Norris Mayor Chris Mitchell said later Monday that he was not aware that Feeman had called Parrott about canceling the road-extension project.

During last week’s Planning Commission meeting, Mitchell and others on the commission sought reassurance from Parrott that stormwater runoff from the new road – which comes down a hill – would be managed to avoid flooding onto West Norris Road.

Mitchell said he was satisfied that the school system would take care of that issue.

“We have discussed with Dr. Parrott that we want the runoff managed appropriately, and I’m happy with his response,” the mayor said. “We have not discussed the location of the road. I don’t consider that a topic. I consider the runoff a topic.”

There also was a personal issue with the road extension that Planning Commission member Loy Johnson brought up with Parrott during the Aug. 1 commission meeting. She said she has concerns about the road because it comes through her property, right next to her real estate office.

As for the middle school expansion, it aims to add five classrooms to the 85-year-old school building, as well as create a 62-space parking lot behind the school that would alleviate parking problems in front of the school in the Norris Commons area.

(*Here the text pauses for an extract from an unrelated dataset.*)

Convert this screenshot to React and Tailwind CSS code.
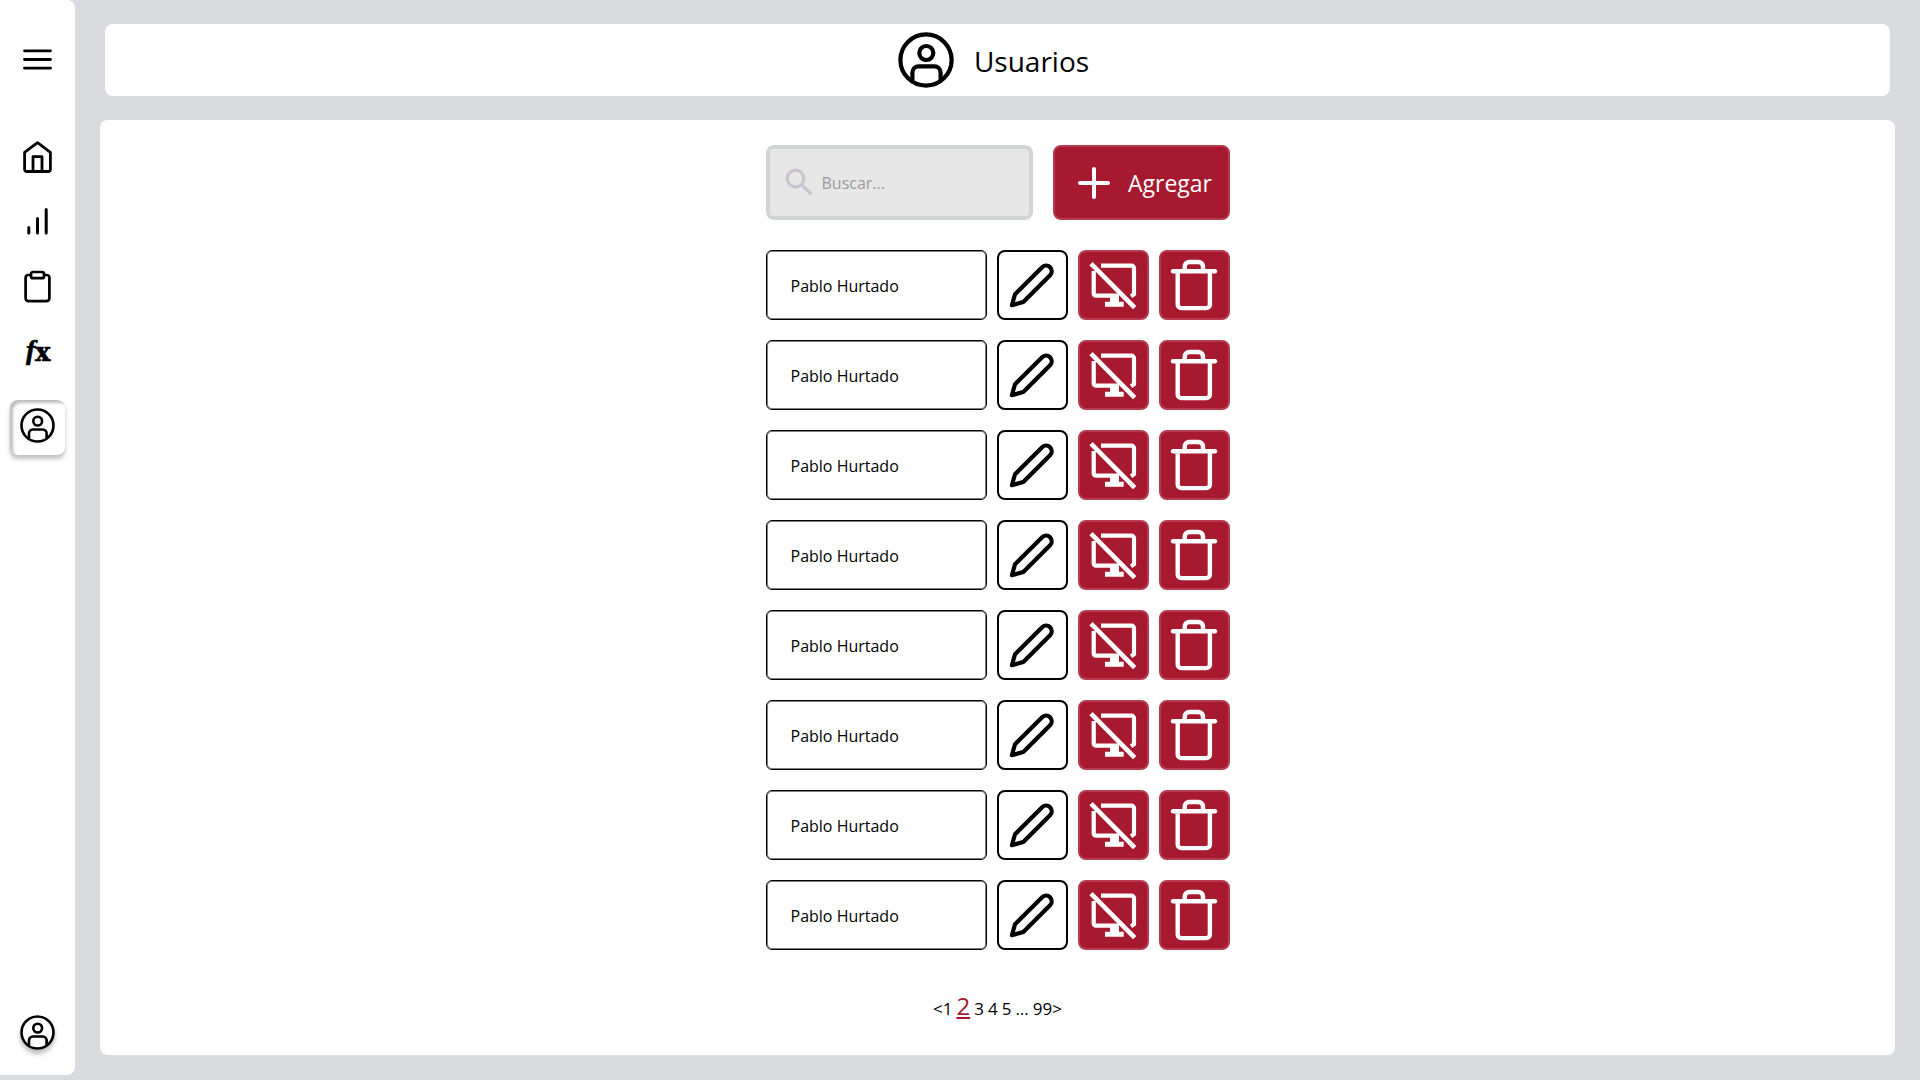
const users = Array.from({ length: 8 }, (_, i) => ({ id: i + 1, name: 'Pablo Hurtado' }));

function UserCircleIcon({ className }) {
  return (
    <svg className={className} viewBox="0 0 56 56" fill="none" stroke="currentColor" strokeWidth={4.2}>
      <circle cx="28" cy="28" r="25.6" />
      <circle cx="28.3" cy="21" r="7" />
      <path d="M14.4 48V40.5a6.2 6.2 0 0 1 6.2-6.2h15.8a6.2 6.2 0 0 1 6.2 6.2V48" />
    </svg>
  );
}

function MenuIcon() {
  return (
    <svg className="w-[33px] h-[33px]" viewBox="0 0 33 33" fill="none" stroke="currentColor" strokeWidth={2.8} strokeLinecap="round">
      <path d="M3.5 7.8h26M3.5 16.5h26M3.5 25.2h26" />
    </svg>
  );
}

function HomeIcon() {
  return (
    <svg className="w-[33px] h-[33px]" viewBox="0 0 33 33" fill="none" stroke="currentColor" strokeWidth={2.8} strokeLinejoin="round">
      <path d="M3.6 12.3 16.5 2.6l12.9 9.7v17a2.4 2.4 0 0 1-2.4 2.2H6a2.4 2.4 0 0 1-2.4-2.2z" />
      <path d="M12 31V16.7h9V31" />
    </svg>
  );
}

function BarsIcon() {
  return (
    <svg className="w-[33px] h-[33px]" viewBox="0 0 33 33" fill="none" stroke="currentColor" strokeWidth={3} strokeLinecap="round">
      <path d="M7.8 22.5v5.6M16.5 13.5v14.6M25.2 4.5v23.6" />
    </svg>
  );
}

function ClipboardIcon() {
  return (
    <svg className="w-[33px] h-[33px]" viewBox="0 0 33 33" fill="none" stroke="currentColor" strokeWidth={2.7} strokeLinejoin="round">
      <path d="M10 5H7.4a2.8 2.8 0 0 0-2.8 2.8v20.5a2.8 2.8 0 0 0 2.8 2.8h18.2a2.8 2.8 0 0 0 2.8-2.8V7.8A2.8 2.8 0 0 0 25.6 5H23" />
      <rect x="10" y="2" width="13" height="6.2" rx="2" />
    </svg>
  );
}

function FunctionIcon() {
  return (
    <svg className="w-[33px] h-[33px] overflow-visible" viewBox="0 0 33 33" fill="currentColor" stroke="currentColor" strokeWidth={0.6}>
      <text x="5" y="23.5" fontSize="28" className="font-['Liberation_Serif',serif] font-bold italic">f</text>
      <text x="14" y="25.6" fontSize="26" className="font-['DejaVu_Serif',serif] font-bold">x</text>
    </svg>
  );
}

function PencilIcon() {
  return (
    <svg className="w-12 h-12" viewBox="0 0 48 48" fill="none" stroke="currentColor" strokeWidth={4.2} strokeLinejoin="round">
      <path d="M3.9 44.2 7 33.3 34.4 6a5.6 5.6 0 0 1 7.9 7.9L15.3 41z" />
    </svg>
  );
}

function ScreenOffIcon() {
  return (
    <svg className="w-12 h-12" viewBox="0 0 48 48" fill="none" stroke="currentColor" strokeWidth={4.2}>
      <path d="M2 2.7 45.7 46.7" strokeWidth={4.6} />
      <path d="M12 4.7h30.5a2.5 2.5 0 0 1 2.5 2.500v26l-3 2" />
      <path d="M4.700 10v22.500a2.200 2.200 0 0 0 2.200 2.200h23" />
      <path d="M21 35h9v5.700h4.700v5H16v-5h5z" fill="currentColor" stroke="none" />
    </svg>
  );
}

function TrashIcon() {
  return (
    <svg className="w-12 h-[52px]" viewBox="0 0 48 52" fill="none" stroke="currentColor" strokeWidth={4.4} strokeLinecap="round" strokeLinejoin="round">
      <path d="M3 12.3h42" />
      <path d="M14.7 12V7.5A4.5 4.5 0 0 1 19.2 3h9.3A4.5 4.5 0 0 1 33 7.5V12" />
      <path d="M7.7 12.3V45.5a3.6 3.6 0 0 0 3.600 3.600h25a3.600 3.600 0 0 0 3.600-3.600V12.300" />
    </svg>
  );
}

function Sidebar() {
  return (
    <aside className="w-[75px] shrink-0 mb-[5px] pt-[43px] pb-[25px] bg-white rounded-r-lg flex flex-col items-center">
      <button aria-label="Menú">
        <MenuIcon />
      </button>
      <nav className="mt-16 flex flex-col items-center gap-8">
        <a href="#inicio" aria-label="Inicio"><HomeIcon /></a>
        <a href="#reportes" aria-label="Reportes"><BarsIcon /></a>
        <a href="#tareas" aria-label="Tareas"><ClipboardIcon /></a>
        <a href="#formulas" aria-label="Fórmulas"><FunctionIcon /></a>
        <a
          href="#usuarios"
          aria-label="Usuarios"
          className="w-[55px] h-[55px] pt-2 flex justify-center rounded-lg shadow-[inset_3px_3px_3px_rgba(0,0,0,0.25),0_4px_4px_rgba(0,0,0,0.25)]"
        >
          <UserCircleIcon className="w-[35px] h-[35px]" />
        </a>
      </nav>
      <a href="#perfil" aria-label="Perfil" className="mt-auto rounded-full shadow-[0_4px_4px_rgba(0,0,0,0.25)]">
        <UserCircleIcon className="w-[35px] h-[35px]" />
      </a>
    </aside>
  );
}

function UserRow({ name }) {
  return (
    <li className="flex gap-[10px] h-[70px]">
      <div className="flex-1 px-6 pt-0.5 flex items-center border border-black rounded-md shadow-[inset_0_0_0_1px_rgba(0,0,0,0.5)] text-base">
        {name}
      </div>
      <button aria-label="Editar" className="w-[71px] flex items-center justify-center border-2 border-black rounded-lg">
        <PencilIcon />
      </button>
      <button aria-label="Desactivar" className="w-[71px] flex items-center justify-center bg-[#a6192e] border-2 border-[#b63a50] rounded-lg text-white">
        <ScreenOffIcon />
      </button>
      <button aria-label="Eliminar" className="w-[71px] flex items-center justify-center bg-[#a6192e] border-2 border-[#b63a50] rounded-lg text-white">
        <TrashIcon />
      </button>
    </li>
  );
}

export default function App() {
  return (
    <div className="min-h-screen flex bg-[#dadbdf] text-black font-['Open_Sans',sans-serif]">
      <Sidebar />
      <main className="flex-1 flex flex-col gap-6 pt-6 px-[25px] pb-[25px]">
        <header className="h-[72px] mx-[5px] pr-2 bg-white rounded-lg flex items-center justify-center gap-5">
          <UserCircleIcon className="w-14 h-14" />
          <h1 className="pt-0.5 text-[28px]">Usuarios</h1>
        </header>

        <section className="flex-1 bg-white rounded-lg pt-[25px] flex flex-col items-center">
          <div className="w-[464px]">
            <div className="flex gap-5 h-[75px]">
              <label className="flex-1 min-w-0 pl-[14px] flex items-center gap-[6px] bg-[#e7e7e7] border-4 border-[#d3d4d6] rounded-lg">
                <svg className="w-8 h-8 shrink-0 text-[#cac4d0]" viewBox="0 0 32 32" fill="none" stroke="currentColor" strokeWidth={3.2}>
                  <circle cx="11.5" cy="11.5" r="8.3" />
                  <path d="m17.5 17.5 10 10" />
                </svg>
                <input
                  type="text"
                  aria-label="Buscar"
                  placeholder="Buscar..."
                  className="w-full min-w-0 bg-transparent outline-none text-base placeholder:text-[#9b9b9b]"
                />
              </label>
              <button className="w-[177px] pl-2 flex items-center justify-center gap-[18px] bg-[#a6192e] border-2 border-[#b63a50] rounded-lg text-white text-[23px]">
                <svg className="w-8 h-8" viewBox="0 0 32 32" fill="none" stroke="currentColor" strokeWidth={4} strokeLinecap="round">
                  <path d="M16 2v28M2 16h28" />
                </svg>
                <span className="pt-0.5">Agregar</span>
              </button>
            </div>

            <ul className="mt-[30px] flex flex-col gap-5">
              {users.map((user) => (
                <UserRow key={user.id} name={user.name} />
              ))}
            </ul>
          </div>

          <nav aria-label="Paginación" className="mt-10 flex items-baseline justify-center text-[17px]">
            <button aria-label="Anterior">&lt;</button>
            <button>1</button>
            <button className="mx-1 text-2xl text-[#a6192e] underline">2</button>
            <button>3</button>
            <button className="ml-1">4</button>
            <button className="ml-1">5</button>
            <span className="mx-1">...</span>
            <button>99</button>
            <button aria-label="Siguiente">&gt;</button>
          </nav>
        </section>
      </main>
    </div>
  );
}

Norris Middle School Principal Rob Cummings said he believes the parking lot alone will help solve some of the traffic problems, giving the school more spaces for people to park while attending concerts and other after-school activities.

But he said he also believes extending the road behind the school to West Norris Road would be beneficial.

“I think it will help the traffic flow,” Cumming said. “We drop off approximately 300 kids every day – about 60 percent of our kids, in about 250 to 270 cars.

“When you think about them coming up East Norris from [Tenn.] 61, and circling around, I don’t see how the change can’t help but alleviate traffic. We get slowdowns now. Ideally, we won’t get those slowdowns.”